◆ TASK DIRECTIONS:
Copy the material that follows word for word and omit its pictures.

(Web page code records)
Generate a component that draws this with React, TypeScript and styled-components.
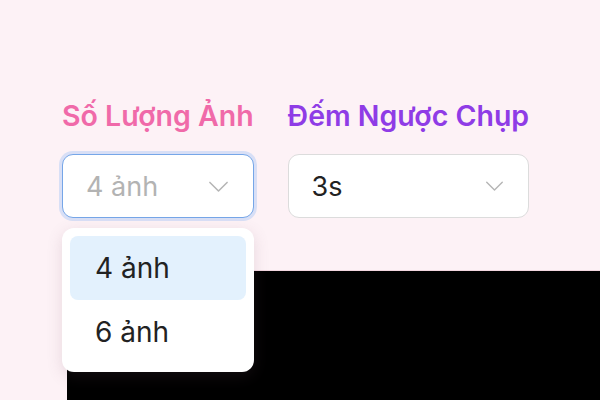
import React from "react";
import styled, { createGlobalStyle } from "styled-components";

const Global = createGlobalStyle`
  html, body { margin: 0; padding: 0; }
  body {
    width: 600px;
    height: 400px;
    overflow: hidden;
    background: #fdf2f6;
    font-family: Inter, "Noto Sans", sans-serif;
  }
`;

const Page = styled.div`
  position: relative;
  width: 600px;
  height: 400px;
  overflow: hidden;
  padding: 97px 0 0 62px;
  box-sizing: border-box;
`;

const Controls = styled.div`
  display: flex;
  gap: 34px;
  align-items: flex-start;
`;

const Field = styled.div`
  position: relative;
  display: flex;
  flex-direction: column;
  gap: 20px;
`;

const Label = styled.div<{ $color: string }>`
  font-size: 28.5px;
  line-height: 37px;
  font-weight: 600;
  color: ${(p) => p.$color};
  white-space: nowrap;
`;

const SelectBox = styled.div<{ $open?: boolean }>`
  height: 64px;
  box-sizing: border-box;
  border-radius: 11px;
  background: #fff;
  border: 1px solid ${(p) => (p.$open ? "#76a6e8" : "#dcdcdc")};
  box-shadow: ${(p) => (p.$open ? "0 0 0 3px rgba(147, 190, 245, 0.35)" : "none")};
  display: flex;
  align-items: center;
  justify-content: space-between;
  padding: 0 24px 0 23px;
`;

const Value = styled.span<{ $muted?: boolean }>`
  font-size: 27px;
  color: ${(p) => (p.$muted ? "#b3b3b3" : "#222")};
`;

const Chevron = ({ w }: { w: number }) => (
  <svg width={w + 6} height={(w + 6) / 2 + 2} viewBox="-1 -1 22 12" fill="none">
    <path d="M1 1 L10 10 L19 1" stroke="#b5b5b5" strokeWidth="1.6" strokeLinecap="round" strokeLinejoin="round" />
  </svg>
);

const Menu = styled.div`
  position: absolute;
  top: 131px;
  left: 0;
  width: 192px;
  box-sizing: border-box;
  padding: 8px;
  background: #fff;
  border-radius: 12px;
  box-shadow: 0 4px 16px rgba(120, 80, 100, 0.16);
  z-index: 2;
  display: flex;
  flex-direction: column;
`;

const Option = styled.div<{ $active?: boolean }>`
  height: 64px;
  border-radius: 8px;
  display: flex;
  align-items: center;
  padding-left: 25px;
  font-size: 28px;
  color: #222;
  background: ${(p) => (p.$active ? "#e3f1fd" : "transparent")};
`;

const Preview = styled.div`
  margin: 53px 0 0 5px;
  height: 200px;
  background: #000;
  box-shadow: 0 -1px 0 #f2d6df;
`;

export default function App() {
  return (
    <>
      <Global />
      <Page>
        <Controls>
          <Field>
            <Label $color="#f06aa9">Số Lượng Ảnh</Label>
            <SelectBox $open>
              <Value $muted>4 ảnh</Value>
              <Chevron w={15} />
            </SelectBox>
            <Menu>
              <Option $active>4 ảnh</Option>
              <Option>6 ảnh</Option>
            </Menu>
          </Field>
          <Field>
            <Label $color="#8f3ce6">Đếm Ngược Chụp</Label>
            <SelectBox>
              <Value>3s</Value>
              <Chevron w={13} />
            </SelectBox>
          </Field>
        </Controls>
        <Preview />
      </Page>
    </>
  );
}
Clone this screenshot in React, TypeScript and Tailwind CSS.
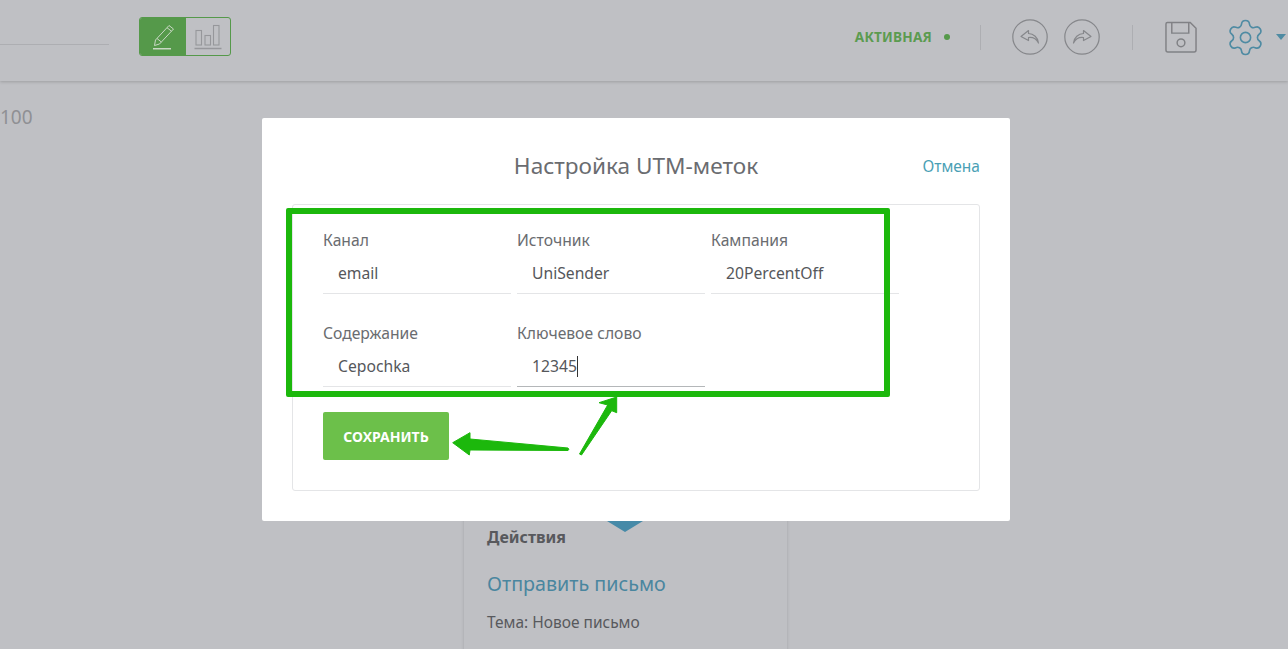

◆ REPLY TO THE EXERCISE:
Generate a component that draws this with React, TypeScript and styled-components.
import React from "react";
import styled, { createGlobalStyle } from "styled-components";

const Global = createGlobalStyle`
  html, body { margin: 0; padding: 0; }
  body {
    width: 600px;
    height: 400px;
    overflow: hidden;
    background: #fdf2f6;
    font-family: Inter, "Noto Sans", sans-serif;
  }
`;

const Page = styled.div`
  position: relative;
  width: 600px;
  height: 400px;
  overflow: hidden;
  padding: 97px 0 0 62px;
  box-sizing: border-box;
`;

const Controls = styled.div`
  display: flex;
  gap: 34px;
  align-items: flex-start;
`;

const Field = styled.div`
  position: relative;
  display: flex;
  flex-direction: column;
  gap: 20px;
`;

const Label = styled.div<{ $color: string }>`
  font-size: 28.5px;
  line-height: 37px;
  font-weight: 600;
  color: ${(p) => p.$color};
  white-space: nowrap;
`;

const SelectBox = styled.div<{ $open?: boolean }>`
  height: 64px;
  box-sizing: border-box;
  border-radius: 11px;
  background: #fff;
  border: 1px solid ${(p) => (p.$open ? "#76a6e8" : "#dcdcdc")};
  box-shadow: ${(p) => (p.$open ? "0 0 0 3px rgba(147, 190, 245, 0.35)" : "none")};
  display: flex;
  align-items: center;
  justify-content: space-between;
  padding: 0 24px 0 23px;
`;

const Value = styled.span<{ $muted?: boolean }>`
  font-size: 27px;
  color: ${(p) => (p.$muted ? "#b3b3b3" : "#222")};
`;

const Chevron = ({ w }: { w: number }) => (
  <svg width={w + 6} height={(w + 6) / 2 + 2} viewBox="-1 -1 22 12" fill="none">
    <path d="M1 1 L10 10 L19 1" stroke="#b5b5b5" strokeWidth="1.6" strokeLinecap="round" strokeLinejoin="round" />
  </svg>
);

const Menu = styled.div`
  position: absolute;
  top: 131px;
  left: 0;
  width: 192px;
  box-sizing: border-box;
  padding: 8px;
  background: #fff;
  border-radius: 12px;
  box-shadow: 0 4px 16px rgba(120, 80, 100, 0.16);
  z-index: 2;
  display: flex;
  flex-direction: column;
`;

const Option = styled.div<{ $active?: boolean }>`
  height: 64px;
  border-radius: 8px;
  display: flex;
  align-items: center;
  padding-left: 25px;
  font-size: 28px;
  color: #222;
  background: ${(p) => (p.$active ? "#e3f1fd" : "transparent")};
`;

const Preview = styled.div`
  margin: 53px 0 0 5px;
  height: 200px;
  background: #000;
  box-shadow: 0 -1px 0 #f2d6df;
`;

export default function App() {
  return (
    <>
      <Global />
      <Page>
        <Controls>
          <Field>
            <Label $color="#f06aa9">Số Lượng Ảnh</Label>
            <SelectBox $open>
              <Value $muted>4 ảnh</Value>
              <Chevron w={15} />
            </SelectBox>
            <Menu>
              <Option $active>4 ảnh</Option>
              <Option>6 ảnh</Option>
            </Menu>
          </Field>
          <Field>
            <Label $color="#8f3ce6">Đếm Ngược Chụp</Label>
            <SelectBox>
              <Value>3s</Value>
              <Chevron w={13} />
            </SelectBox>
          </Field>
        </Controls>
        <Preview />
      </Page>
    </>
  );
}
Clone this screenshot in React, TypeScript and Tailwind CSS.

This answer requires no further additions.